There was a garage.
A pile of dusty boxes, time layered like sediment. At the bottom, behind old cables and obsolete monitors, I found two covers that shaped my life: William Gibson’s Count Zero and its Italian edition Giù nel cyberspazio. Early ’90s editions, worn and yellowed, still carrying the sharp smell of old paper.


That book was my first graft into the net. Before the internet as we know it, Gibson was already writing about cyberspace: not just a digital space, but a new mental geography. Reading it was like catching sight of an undiscovered continent.
I was young. Gibson’s words were dry, precise. Blades on a page. His characters moved through a world of data, corporations, mercenary hackers, and artificial intelligences that already knew themselves. It wasn’t science fiction in the old sense; it felt like reportage from the near future.
I fell in love with those visions.
From there came my obsession with technology as an instrument of freedom. Ideas that back then sounded like pure fantasy: teledemocracy, decentralized finance, politics without intermediaries. They were seeds. Seeds planted in my mind that only years later — with Bitcoin, with Adam Back and the cypherpunk movement — began to grow.

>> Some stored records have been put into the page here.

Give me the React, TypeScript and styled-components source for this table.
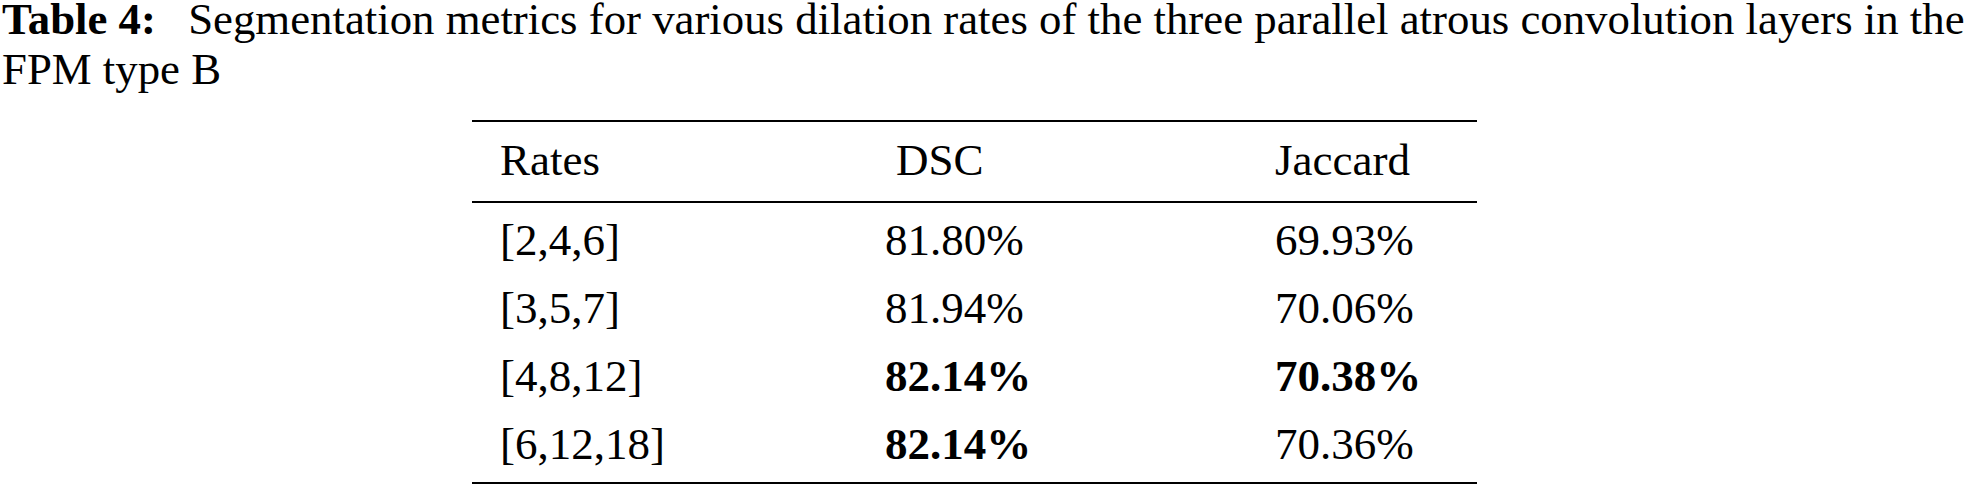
import styled, { createGlobalStyle } from 'styled-components';

const GlobalStyle = createGlobalStyle`
  html, body {
    margin: 0;
    padding: 0;
    background: #ffffff;
  }
  body {
    font-family: "Liberation Serif", "Times New Roman", serif;
    color: #000000;
  }
`;

const Page = styled.div`
  width: 1968px;
  height: 485px;
  overflow: hidden;
  background: #ffffff;
`;

const Caption = styled.p`
  margin: -6px 0 0 2px;
  font-size: 44.8px;
  line-height: 50px;
  white-space: nowrap;
`;

const CaptionLabel = styled.b`
  margin-right: 21px;
`;

const Table = styled.div`
  width: 1005px;
  margin: 26px 0 0 472px;
  border-top: 2px solid #000;
  border-bottom: 2px solid #000;
`;

const Row = styled.div<{ $head?: boolean }>`
  display: grid;
  grid-template-columns: 385px 390px 230px;
  font-size: 45px;
  line-height: 68px;
  padding: ${p => (p.$head ? '4px 0 7px' : '0')};
  border-bottom: ${p => (p.$head ? '2px solid #000' : 'none')};
`;

const Body = styled.div`
  padding: 3px 0 4px;
`;

const Cell = styled.div<{ $bold?: boolean; $shift?: number }>`
  padding-left: ${p => 28 + (p.$shift ?? 0)}px;
  font-weight: ${p => (p.$bold ? 700 : 400)};
  white-space: nowrap;
`;

const rows = [
  { rate: '[2,4,6]', dsc: '81.80%', jac: '69.93%', bd: false, bj: false },
  { rate: '[3,5,7]', dsc: '81.94%', jac: '70.06%', bd: false, bj: false },
  { rate: '[4,8,12]', dsc: '82.14%', jac: '70.38%', bd: true, bj: true },
  { rate: '[6,12,18]', dsc: '82.14%', jac: '70.36%', bd: true, bj: false },
];

export default function App() {
  return (
    <Page>
      <GlobalStyle />
      <Caption>
        <CaptionLabel>Table 4:</CaptionLabel> Segmentation metrics for various dilation rates of the
        three parallel atrous convolution layers in the
        <br />
        FPM type B
      </Caption>
      <Table>
        <Row $head>
          <Cell>Rates</Cell>
          <Cell $shift={11}>DSC</Cell>
          <Cell>Jaccard</Cell>
        </Row>
        <Body>
          {rows.map(r => (
            <Row key={r.rate}>
              <Cell>{r.rate}</Cell>
              <Cell $bold={r.bd}>{r.dsc}</Cell>
              <Cell $bold={r.bj}>{r.jac}</Cell>
            </Row>
          ))}
        </Body>
      </Table>
    </Page>
  );
}
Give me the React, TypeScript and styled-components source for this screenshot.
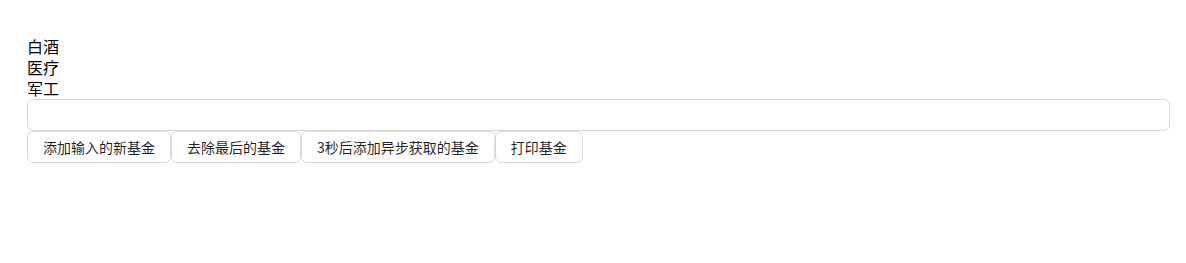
import * as React from 'react';
import styled, { createGlobalStyle } from 'styled-components';

const GlobalStyle = createGlobalStyle`
  html, body {
    margin: 0;
    padding: 0;
    background: #ffffff;
  }
  body {
    font-family: "Noto Sans CJK SC", "Noto Sans", sans-serif;
    color: #000000;
  }
`;

const Page = styled.div`
  padding: 36px 16px 0 27px;
`;

const FundList = styled.ul`
  list-style: none;
  margin: 0;
  padding: 0;
`;

const FundItem = styled.li`
  font-size: 16px;
  line-height: 21px;
  height: 21px;
`;

const FundInput = styled.input`
  display: block;
  box-sizing: border-box;
  width: 100%;
  height: 32px;
  margin: 0;
  padding: 4px 11px;
  border: 1px solid #d9d9d9;
  border-radius: 6px;
  font: 14px "Noto Sans CJK SC", "Noto Sans", sans-serif;
  outline: none;
  background: #fff;
`;

const Toolbar = styled.div`
  display: flex;
`;

const Button = styled.button`
  box-sizing: border-box;
  height: 32px;
  margin: 0;
  padding: 0 15px;
  border: 1px solid #d9d9d9;
  border-radius: 6px;
  background: #fff;
  color: rgba(0, 0, 0, 0.88);
  font: 14px/1 "Noto Sans CJK SC", "Noto Sans", sans-serif;
  white-space: nowrap;
  cursor: pointer;
`;

export default function App() {
  const [funds, setFunds] = React.useState<string[]>(['白酒', '医疗', '军工']);
  const [value, setValue] = React.useState('');

  const addFund = () => {
    if (!value) return;
    setFunds([...funds, value]);
    setValue('');
  };

  const removeLast = () => setFunds(funds.slice(0, -1));

  const addLater = () => {
    setTimeout(() => setFunds(f => [...f, '新能源']), 3000);
  };

  const printFunds = () => console.log(funds);

  return (
    <>
      <GlobalStyle />
      <Page>
        <FundList>
          {funds.map((f, i) => (
            <FundItem key={i}>{f}</FundItem>
          ))}
        </FundList>
        <FundInput value={value} onChange={e => setValue(e.target.value)} />
        <Toolbar>
          <Button onClick={addFund}>添加输入的新基金</Button>
          <Button onClick={removeLast}>去除最后的基金</Button>
          <Button onClick={addLater}>3秒后添加异步获取的基金</Button>
          <Button onClick={printFunds}>打印基金</Button>
        </Toolbar>
      </Page>
    </>
  );
}
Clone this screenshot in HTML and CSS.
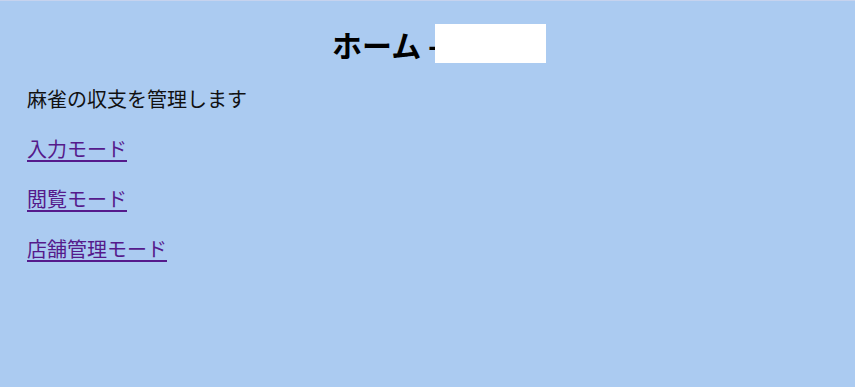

Count Zero is the second act of the Sprawl trilogy, after Neuromancer. It is a novel of transition. The AIs fracture into entities, almost digital deities. The net is no longer just a tool — it becomes an ecosystem, with its spirits, its ghosts, its hidden zones. Humanity is no longer at the center, but part of a fragile symbiosis.

There was something mystical in those pages, a foreshadowing of the questions we face today with blockchain, artificial intelligence, and decentralized systems. Who is really in control? What is the nature of power in a world of code? Where does the human end and the machine begin?
Finding those books in my garage was like shaking hands with my younger self. A passing of the torch. A reminder that I didn’t arrive here by accident, but because a Canadian novelist in the ’80s showed me an invisible horizon and whispered: look there, explore.
Gibson’s prose was made of neon and shadow, vertical cities and electronic deserts. But behind it there was a warning: technology is never neutral. It is always politics, always power. You master it, or it masters you.

Today, when I think of Bitcoin, of DeFi, of politics reshaped by algorithms and blockchains, I still hear the echo of those lines. “Cyberspace. A consensual hallucination.” A sentence that once felt like an incantation. Now it is the air we breathe.
I learned that books are not only paper. They are maps. Count Zero was one of mines. A map that led me into the hidden folds of innovation, the shadowed zones where the future waits.
And so I return to those dusty covers, Italian and English side by side. I look at them and I smile. They are relics of a private cult, a faith in technology as a human adventure. A memory, but also a reminder: cyberspace was never just a metaphor. It has always been our battlefield, our frontier.